(Dataset entries)
* start *

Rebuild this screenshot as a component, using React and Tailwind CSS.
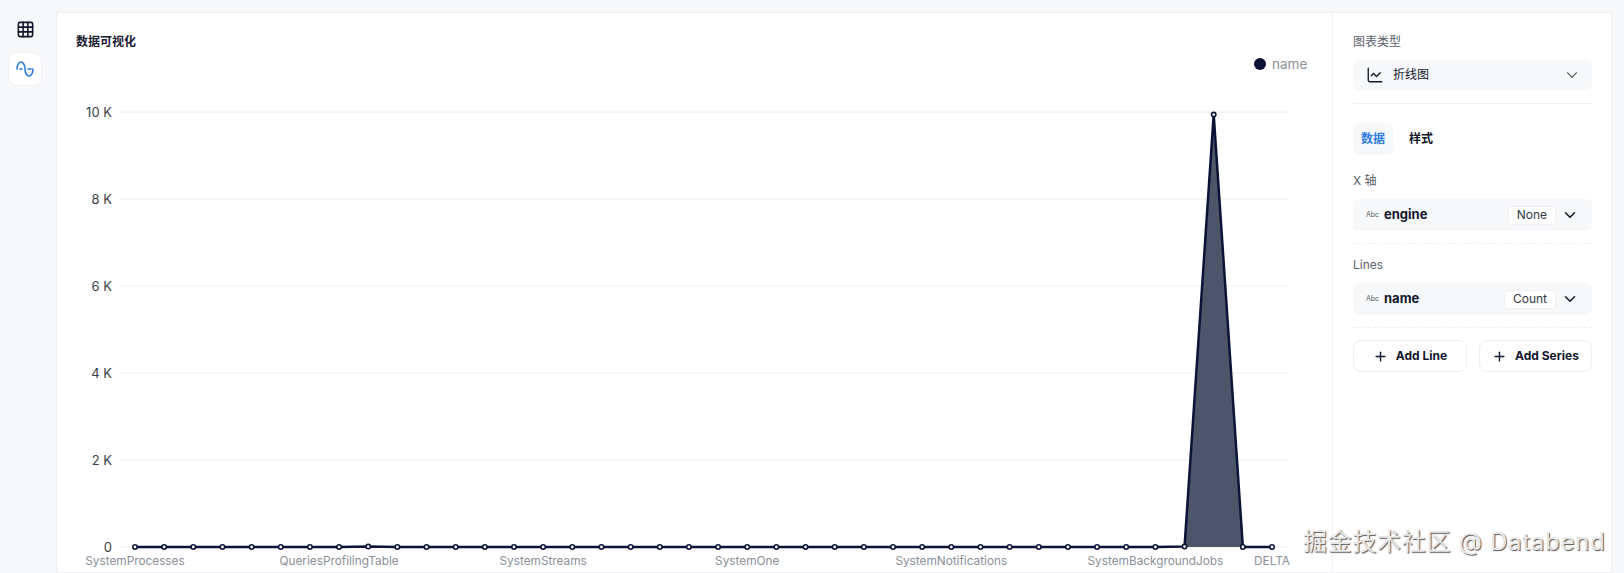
import { ChartLine, ChevronDown, Grid3x3, Plus } from 'lucide-react';

const sans = 'font-[Inter,"Noto_Sans_CJK_SC",sans-serif]';

// 40 points along the x axis, only a few of them are off the baseline
const X0 = 135;
const STEP = 29.154;
const Y0 = 547;
const PER_K = 43.5;
const values = Array.from({ length: 40 }, (_, i) => {
  if (i === 37) return 9.94;
  if (i === 8) return 0.01;
  if (i === 36) return 0.01;
  return 0;
});
const points = values.map((v, i) => [X0 + i * STEP, Y0 - v * PER_K]);
const linePath = points.map((p) => p.join(',')).join(' ');
const areaPath = `${X0},${Y0} ${linePath} ${points[39][0]},${Y0}`;

const yTicks = [
  { label: '10 K', y: 112 },
  { label: '8 K', y: 199 },
  { label: '6 K', y: 286 },
  { label: '4 K', y: 373 },
  { label: '2 K', y: 460 },
  { label: '0', y: 547 },
];

const xLabels = [
  { label: 'SystemProcesses', i: 0 },
  { label: 'QueriesProfilingTable', i: 7 },
  { label: 'SystemStreams', i: 14 },
  { label: 'SystemOne', i: 21 },
  { label: 'SystemNotifications', i: 28 },
  { label: 'SystemBackgroundJobs', i: 35 },
  { label: 'DELTA', i: 39 },
];

function Chart() {
  return (
    <svg viewBox="57 56 1275 517" width="1275" height="517" className="block">
      <circle cx="1260" cy="64" r="6" fill="#0b1437" />
      <text x="1272" y="68.5" fontSize="13.5" fill="#8a8f98" fontFamily="Inter, sans-serif">
        name
      </text>
      {yTicks.map((t) => (
        <g key={t.label}>
          <line x1="120" x2="1288" y1={t.y} y2={t.y} stroke="#eeeeee" />
          <text x="112" y={t.y + 4.5} textAnchor="end" fontSize="13" fill="#3b3f46" fontFamily="Inter, sans-serif">
            {t.label}
          </text>
        </g>
      ))}
      <polygon points={areaPath} fill="#4d5668" />
      <polyline points={linePath} fill="none" stroke="#0b1437" strokeWidth="2.5" />
      {points.map((p, i) => (
        <circle key={i} cx={p[0]} cy={p[1]} r="2.2" fill="#ffffff" stroke="#0b1437" strokeWidth="1.6" />
      ))}
      {xLabels.map((l) => (
        <text
          key={l.label}
          x={X0 + l.i * STEP}
          y="565"
          textAnchor="middle"
          fontSize="11.8"
          fill="#8a8f98"
          fontFamily="Inter, sans-serif"
        >
          {l.label}
        </text>
      ))}
    </svg>
  );
}

function FieldRow({ name, agg }) {
  return (
    <div className="flex items-center h-[32px] rounded-md bg-[#f6f8fa] pl-[13px] pr-[13px]">
      <span className="text-[7px] text-[#555b66] w-[18px]">Abc</span>
      <span className="text-[13px] font-bold text-[#11162a]">{name}</span>
      <span className="ml-auto h-[19px] flex items-center px-2 bg-white rounded-sm border border-[#f0f1f4] text-xs text-[#333842]">
        {agg}
      </span>
      <ChevronDown size={18} strokeWidth={2} className="ml-[5px] text-[#11162a]" />
    </div>
  );
}

function AddButton({ label, className }) {
  return (
    <button className={`flex items-center justify-center gap-2 h-[32px] rounded-lg border border-[#eceef1] bg-white text-xs font-bold text-[#11162a] ${className}`}>
      <Plus size={15} strokeWidth={2.25} />
      {label}
    </button>
  );
}

export default function App() {
  return (
    <div className={`relative h-[573px] w-[1624px] overflow-hidden bg-[#f6f8fa] flex ${sans}`}>
      {/* Left icon rail */}
      <aside className="w-[56px] shrink-0 pl-2 pt-[12px]">
        <div className="w-[34px] h-[34px] flex items-center justify-center">
          <Grid3x3 size={19} strokeWidth={2} className="text-[#11162a]" />
        </div>
        <div className="mt-[6px] w-[34px] h-[34px] rounded-lg bg-white border border-[#f0f1f4] flex items-center justify-center">
          <svg width="18" height="18" viewBox="0 0 18 18" fill="none" stroke="#2f7de1" strokeWidth="1.6" strokeLinecap="round">
            <path d="M1 9C1 4.5 3 2 5 2s4 3 4 7 2 7 4 7 4-2.5 4-7" />
            <path d="M4 9h2M12 9h3" />
          </svg>
        </div>
      </aside>

      {/* Main card */}
      <main className="flex-1 mr-3 mt-3 bg-white border border-[#eef0f3] flex min-w-0">
        <section className="w-[1275px] shrink-0">
          <h1 className="pl-[19px] pt-[21px] h-[43px] text-xs font-bold text-[#1b2033]">数据可视化</h1>
          <Chart />
        </section>

        <section className="flex-1 border-l border-[#eef0f3] pl-5 pr-[19px] pt-[20px]">
          <div className="text-xs leading-[18px] text-[#5c616b]">图表类型</div>
          <div className="mt-[9px] h-[30px] flex items-center rounded-md bg-[#f6f8fa] pl-[13px] pr-[11px]">
            <ChartLine size={18} strokeWidth={1.75} className="text-[#11162a]" />
            <span className="ml-[9px] text-xs text-[#11162a]">折线图</span>
            <ChevronDown size={18} strokeWidth={1.5} className="ml-auto text-[#5c616b]" />
          </div>
          <div className="mt-[13px] border-t border-[#eef0f3]" />

          <div className="mt-[19px] flex items-center">
            <span className="w-[40px] h-[32px] flex items-center justify-center rounded-md bg-[#f6f8fa] text-xs font-bold text-[#2f7de1]">
              数据
            </span>
            <span className="ml-[16px] text-xs font-bold text-[#11162a]">样式</span>
          </div>

          <div className="mt-[17px] text-xs leading-[18px] text-[#5c616b]">X 轴</div>
          <div className="mt-[9px]">
            <FieldRow name="engine" agg="None" />
          </div>
          <div className="mt-[12px] border-t border-dashed border-[#eef0f3]" />

          <div className="mt-[12px] text-xs leading-[18px] text-[#5c616b]">Lines</div>
          <div className="mt-[9px]">
            <FieldRow name="name" agg="Count" />
          </div>
          <div className="mt-[12px] border-t border-dashed border-[#eef0f3]" />

          <div className="mt-[12px] flex gap-3">
            <AddButton label="Add Line" className="w-[114px]" />
            <AddButton label="Add Series" className="flex-1" />
          </div>
        </section>
      </main>

      {/* Site watermark over the screenshot */}
      <div className="absolute left-[1303px] top-[526px] text-[24px] leading-[32px] tracking-[0.7px] whitespace-nowrap text-[#e8e8e8] [text-shadow:1px_1px_1px_#555]">
        掘金技术社区 @ Databend
      </div>
    </div>
  );
}
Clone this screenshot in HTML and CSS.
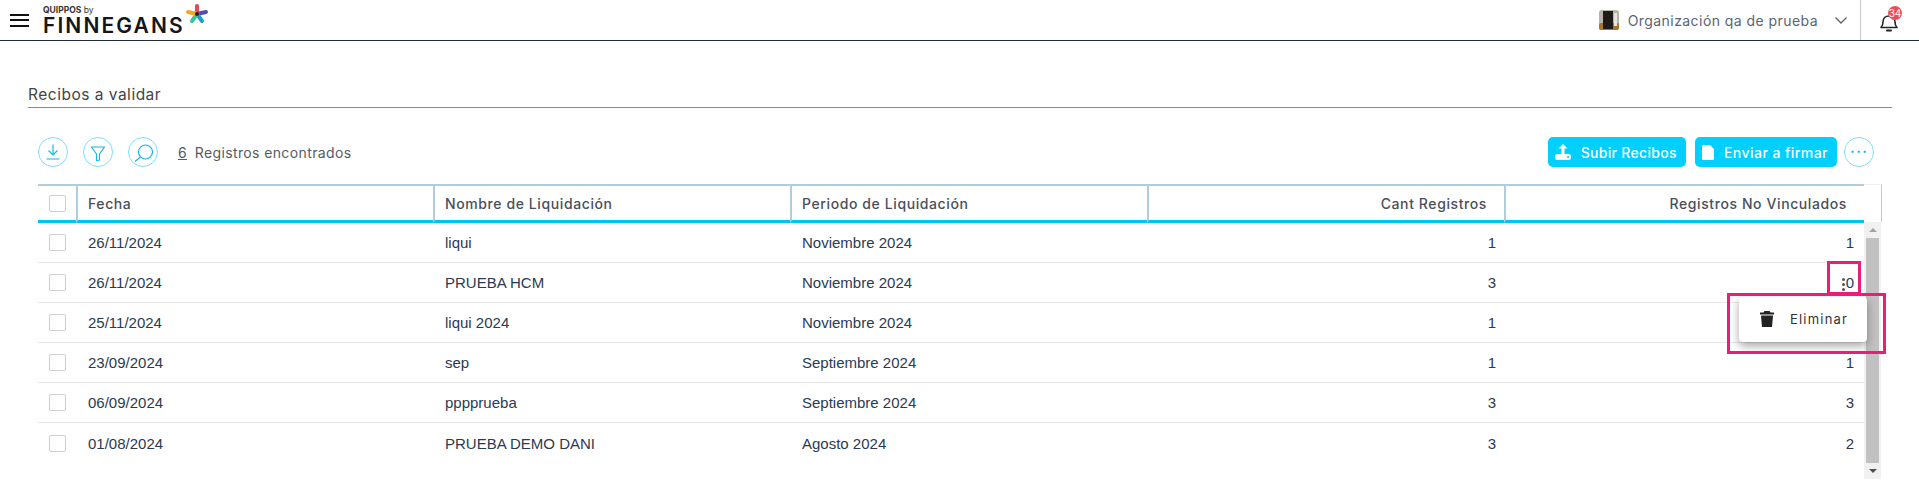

* end *

§ WRITTEN PROBLEM
The records above need to be given again exactly. Omit the pictures.

§ EXERCISE RESULT
Rebuild this screenshot as a component, using React and Tailwind CSS.
import { ChartLine, ChevronDown, Grid3x3, Plus } from 'lucide-react';

const sans = 'font-[Inter,"Noto_Sans_CJK_SC",sans-serif]';

// 40 points along the x axis, only a few of them are off the baseline
const X0 = 135;
const STEP = 29.154;
const Y0 = 547;
const PER_K = 43.5;
const values = Array.from({ length: 40 }, (_, i) => {
  if (i === 37) return 9.94;
  if (i === 8) return 0.01;
  if (i === 36) return 0.01;
  return 0;
});
const points = values.map((v, i) => [X0 + i * STEP, Y0 - v * PER_K]);
const linePath = points.map((p) => p.join(',')).join(' ');
const areaPath = `${X0},${Y0} ${linePath} ${points[39][0]},${Y0}`;

const yTicks = [
  { label: '10 K', y: 112 },
  { label: '8 K', y: 199 },
  { label: '6 K', y: 286 },
  { label: '4 K', y: 373 },
  { label: '2 K', y: 460 },
  { label: '0', y: 547 },
];

const xLabels = [
  { label: 'SystemProcesses', i: 0 },
  { label: 'QueriesProfilingTable', i: 7 },
  { label: 'SystemStreams', i: 14 },
  { label: 'SystemOne', i: 21 },
  { label: 'SystemNotifications', i: 28 },
  { label: 'SystemBackgroundJobs', i: 35 },
  { label: 'DELTA', i: 39 },
];

function Chart() {
  return (
    <svg viewBox="57 56 1275 517" width="1275" height="517" className="block">
      <circle cx="1260" cy="64" r="6" fill="#0b1437" />
      <text x="1272" y="68.5" fontSize="13.5" fill="#8a8f98" fontFamily="Inter, sans-serif">
        name
      </text>
      {yTicks.map((t) => (
        <g key={t.label}>
          <line x1="120" x2="1288" y1={t.y} y2={t.y} stroke="#eeeeee" />
          <text x="112" y={t.y + 4.5} textAnchor="end" fontSize="13" fill="#3b3f46" fontFamily="Inter, sans-serif">
            {t.label}
          </text>
        </g>
      ))}
      <polygon points={areaPath} fill="#4d5668" />
      <polyline points={linePath} fill="none" stroke="#0b1437" strokeWidth="2.5" />
      {points.map((p, i) => (
        <circle key={i} cx={p[0]} cy={p[1]} r="2.2" fill="#ffffff" stroke="#0b1437" strokeWidth="1.6" />
      ))}
      {xLabels.map((l) => (
        <text
          key={l.label}
          x={X0 + l.i * STEP}
          y="565"
          textAnchor="middle"
          fontSize="11.8"
          fill="#8a8f98"
          fontFamily="Inter, sans-serif"
        >
          {l.label}
        </text>
      ))}
    </svg>
  );
}

function FieldRow({ name, agg }) {
  return (
    <div className="flex items-center h-[32px] rounded-md bg-[#f6f8fa] pl-[13px] pr-[13px]">
      <span className="text-[7px] text-[#555b66] w-[18px]">Abc</span>
      <span className="text-[13px] font-bold text-[#11162a]">{name}</span>
      <span className="ml-auto h-[19px] flex items-center px-2 bg-white rounded-sm border border-[#f0f1f4] text-xs text-[#333842]">
        {agg}
      </span>
      <ChevronDown size={18} strokeWidth={2} className="ml-[5px] text-[#11162a]" />
    </div>
  );
}

function AddButton({ label, className }) {
  return (
    <button className={`flex items-center justify-center gap-2 h-[32px] rounded-lg border border-[#eceef1] bg-white text-xs font-bold text-[#11162a] ${className}`}>
      <Plus size={15} strokeWidth={2.25} />
      {label}
    </button>
  );
}

export default function App() {
  return (
    <div className={`relative h-[573px] w-[1624px] overflow-hidden bg-[#f6f8fa] flex ${sans}`}>
      {/* Left icon rail */}
      <aside className="w-[56px] shrink-0 pl-2 pt-[12px]">
        <div className="w-[34px] h-[34px] flex items-center justify-center">
          <Grid3x3 size={19} strokeWidth={2} className="text-[#11162a]" />
        </div>
        <div className="mt-[6px] w-[34px] h-[34px] rounded-lg bg-white border border-[#f0f1f4] flex items-center justify-center">
          <svg width="18" height="18" viewBox="0 0 18 18" fill="none" stroke="#2f7de1" strokeWidth="1.6" strokeLinecap="round">
            <path d="M1 9C1 4.5 3 2 5 2s4 3 4 7 2 7 4 7 4-2.5 4-7" />
            <path d="M4 9h2M12 9h3" />
          </svg>
        </div>
      </aside>

      {/* Main card */}
      <main className="flex-1 mr-3 mt-3 bg-white border border-[#eef0f3] flex min-w-0">
        <section className="w-[1275px] shrink-0">
          <h1 className="pl-[19px] pt-[21px] h-[43px] text-xs font-bold text-[#1b2033]">数据可视化</h1>
          <Chart />
        </section>

        <section className="flex-1 border-l border-[#eef0f3] pl-5 pr-[19px] pt-[20px]">
          <div className="text-xs leading-[18px] text-[#5c616b]">图表类型</div>
          <div className="mt-[9px] h-[30px] flex items-center rounded-md bg-[#f6f8fa] pl-[13px] pr-[11px]">
            <ChartLine size={18} strokeWidth={1.75} className="text-[#11162a]" />
            <span className="ml-[9px] text-xs text-[#11162a]">折线图</span>
            <ChevronDown size={18} strokeWidth={1.5} className="ml-auto text-[#5c616b]" />
          </div>
          <div className="mt-[13px] border-t border-[#eef0f3]" />

          <div className="mt-[19px] flex items-center">
            <span className="w-[40px] h-[32px] flex items-center justify-center rounded-md bg-[#f6f8fa] text-xs font-bold text-[#2f7de1]">
              数据
            </span>
            <span className="ml-[16px] text-xs font-bold text-[#11162a]">样式</span>
          </div>

          <div className="mt-[17px] text-xs leading-[18px] text-[#5c616b]">X 轴</div>
          <div className="mt-[9px]">
            <FieldRow name="engine" agg="None" />
          </div>
          <div className="mt-[12px] border-t border-dashed border-[#eef0f3]" />

          <div className="mt-[12px] text-xs leading-[18px] text-[#5c616b]">Lines</div>
          <div className="mt-[9px]">
            <FieldRow name="name" agg="Count" />
          </div>
          <div className="mt-[12px] border-t border-dashed border-[#eef0f3]" />

          <div className="mt-[12px] flex gap-3">
            <AddButton label="Add Line" className="w-[114px]" />
            <AddButton label="Add Series" className="flex-1" />
          </div>
        </section>
      </main>

      {/* Site watermark over the screenshot */}
      <div className="absolute left-[1303px] top-[526px] text-[24px] leading-[32px] tracking-[0.7px] whitespace-nowrap text-[#e8e8e8] [text-shadow:1px_1px_1px_#555]">
        掘金技术社区 @ Databend
      </div>
    </div>
  );
}
Clone this screenshot in HTML and CSS.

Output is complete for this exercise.